Counting only lines that hold "React", give the total and nothing more.
START SOURCE DATA
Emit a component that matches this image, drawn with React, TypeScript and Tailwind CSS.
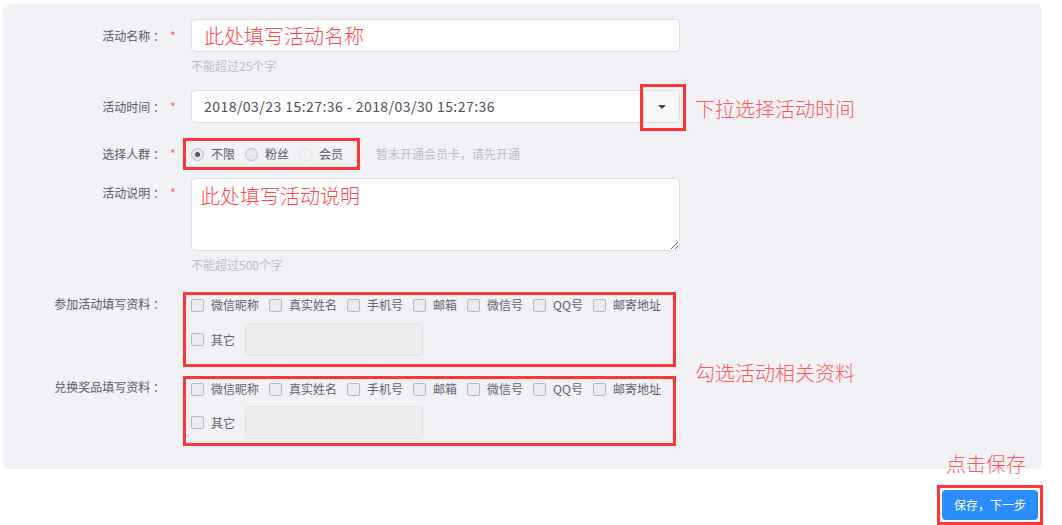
import React from 'react';

const font = { fontFamily: '"Noto Sans CJK SC", "Noto Sans", sans-serif' };

const Star = () => <span className="w-[28px] shrink-0 pl-[5px] text-[12px] text-[#f0605a]">*</span>;

const Label: React.FC<{ text: string; className?: string }> = ({ text, className }) => (
  <div className={`w-[162px] shrink-0 text-right text-[12px] text-[#555b66] ${className ?? ''}`}>{text}</div>
);

const Radio: React.FC<{ checked?: boolean; disabled?: boolean; label: string }> = ({ checked, disabled, label }) => (
  <label className="flex items-center gap-[7px]">
    <span
      className={`flex h-[13px] w-[13px] items-center justify-center rounded-full border ${
        disabled ? 'border-[#e2e2e2] bg-[#f2f2f2]' : 'border-[#b9bcc2] bg-[#e9e9ec]'
      }`}
    >
      {checked && <span className="h-[5px] w-[5px] rounded-full bg-[#555]" />}
    </span>
    <span className="text-[12px] text-[#555b66]">{label}</span>
  </label>
);

const Check: React.FC<{ label: string }> = ({ label }) => (
  <label className="flex items-center gap-[7px]">
    <span className="h-[13px] w-[13px] rounded-[2px] border border-[#b4b7bd] bg-[#ececee]" />
    <span className="text-[12px] text-[#5d636e]">{label}</span>
  </label>
);

const fields = ['微信昵称', '真实姓名', '手机号', '邮箱', '微信号', 'QQ号', '邮寄地址'];

const CheckGroup: React.FC<{ gap: string; pb: string; h: string }> = ({ gap, pb, h }) => (
  <div className={`-ml-[8px] w-[493px] ${h} border-[3px] border-[#ff3636] pl-[5px] ${pb}`}>
    <div className="flex h-[20px] items-center gap-[10px]">
      {fields.map((f) => (
        <Check key={f} label={f} />
      ))}
    </div>
    <div className={`flex items-center gap-[10px] ${gap}`}>
      <Check label="其它" />
      <div className="h-[33px] w-[178px] rounded-[4px] border border-[#e3e3e6] bg-[#eeeeef]" />
    </div>
  </div>
);

export default function App() {
  return (
    <div className="relative h-[525px] w-[1062px] overflow-hidden bg-white" style={font}>
      <div className="relative ml-[3px] mt-[4px] h-[465px] w-[1039px] rounded-[6px] bg-[#f1f1f6] pt-[15px]">
        {/* 活动名称 */}
        <div className="flex items-center">
          <Label text="活动名称 ：" />
          <Star />
          <div className="-ml-[2px] flex h-[33px] w-[489px] items-center rounded-[4px] border border-[#dddee2] bg-white pl-[12px] text-[20px] font-light text-[#ff4848]">
            此处填写活动名称
          </div>
        </div>
        <div className="ml-[188px] mt-[6px] text-[12px] leading-[16px] text-[#bcbec4]">不能超过25个字</div>

        {/* 活动时间 */}
        <div className="mt-[16px] flex items-center">
          <Label text="活动时间 ：" />
          <Star />
          <div className="relative -ml-[2px] flex h-[33px] w-[489px] rounded-[4px] border border-[#dddee2] bg-white">
            <div className="flex flex-1 items-center pl-[12px] text-[14px] tracking-[0.45px] text-[#4a505c]">
              2018/03/23 15:27:36 - 2018/03/30 15:27:36
            </div>
            <div className="flex w-[36px] items-center justify-center rounded-r-[4px] border-l border-[#e3e3e6] bg-[#f8f8f9]">
              <span className="h-0 w-0 border-x-[4px] border-t-[4px] border-x-transparent border-t-[#444]" />
            </div>
            <div className="absolute left-[448px] top-[-7px] h-[47px] w-[46px] border-[3px] border-[#ff3636]" />
            <div className="absolute left-[503px] top-[3px] whitespace-nowrap text-[20px] font-light text-[#ff5a5a]">
              下拉选择活动时间
            </div>
          </div>
        </div>

        {/* 选择人群 */}
        <div className="mt-[15px] flex items-center">
          <Label text="选择人群 ：" />
          <Star />
          <div className="-ml-[10px] flex h-[32px] w-[177px] items-center gap-[10px] border-[3px] border-[#ff3636] pl-[5px]">
            <Radio checked label="不限" />
            <Radio label="粉丝" />
            <Radio disabled label="会员" />
          </div>
          <div className="ml-[16px] text-[12px] text-[#bcbec4]">暂未开通会员卡，请先开通</div>
        </div>

        {/* 活动说明 */}
        <div className="mt-[8px] flex items-start">
          <Label text="活动说明 ：" className="pt-[6px]" />
          <span className="w-[28px] shrink-0 pl-[5px] pt-[6px] text-[12px] text-[#f0605a]">*</span>
          <textarea
            readOnly
            defaultValue="此处填写活动说明"
            className="-ml-[2px] h-[73px] w-[489px] rounded-[4px] border border-[#dddee2] bg-white px-[8px] py-[2px] text-[20px] font-light text-[#ff4848] outline-none"
          />
        </div>
        <div className="ml-[188px] mt-[6px] text-[12px] leading-[16px] text-[#bcbec4]">不能超过500个字</div>

        {/* 参加活动填写资料 */}
        <div className="relative mt-[19px] flex items-start">
          <Label text="参加活动填写资料 ：" className="pt-[2px] leading-[20px]" />
          <span className="w-[26px] shrink-0" />
          <CheckGroup gap="mt-[8px]" pb="pb-[8px]" h="h-[75px]" />
        </div>

        {/* 兑换奖品填写资料 */}
        <div className="relative mt-[9px] flex items-start">
          <Label text="兑换奖品填写资料 ：" className="pt-[1px] leading-[20px]" />
          <span className="w-[26px] shrink-0" />
          <CheckGroup gap="mt-[7px]" pb="pb-[4px]" h="h-[70px]" />
          <div className="absolute left-[692px] top-[-18px] whitespace-nowrap text-[20px] font-light text-[#ff5a5a]">
            勾选活动相关资料
          </div>
        </div>

        <div className="absolute left-[943px] top-[445px] whitespace-nowrap text-[20px] font-light text-[#ff5a5a]">
          点击保存
        </div>
      </div>

      {/* 保存按钮 */}
      <div className="mt-[16px] flex justify-end pr-[19px]">
        <div className="border-[3px] border-[#ff3636] p-[2px]">
          <button className="h-[30px] w-[96px] rounded-[4px] bg-[#2b8cfd] text-[12px] text-white">保存，下一步</button>
        </div>
      </div>
    </div>
  );
}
END SOURCE DATA
• _RESULT_
6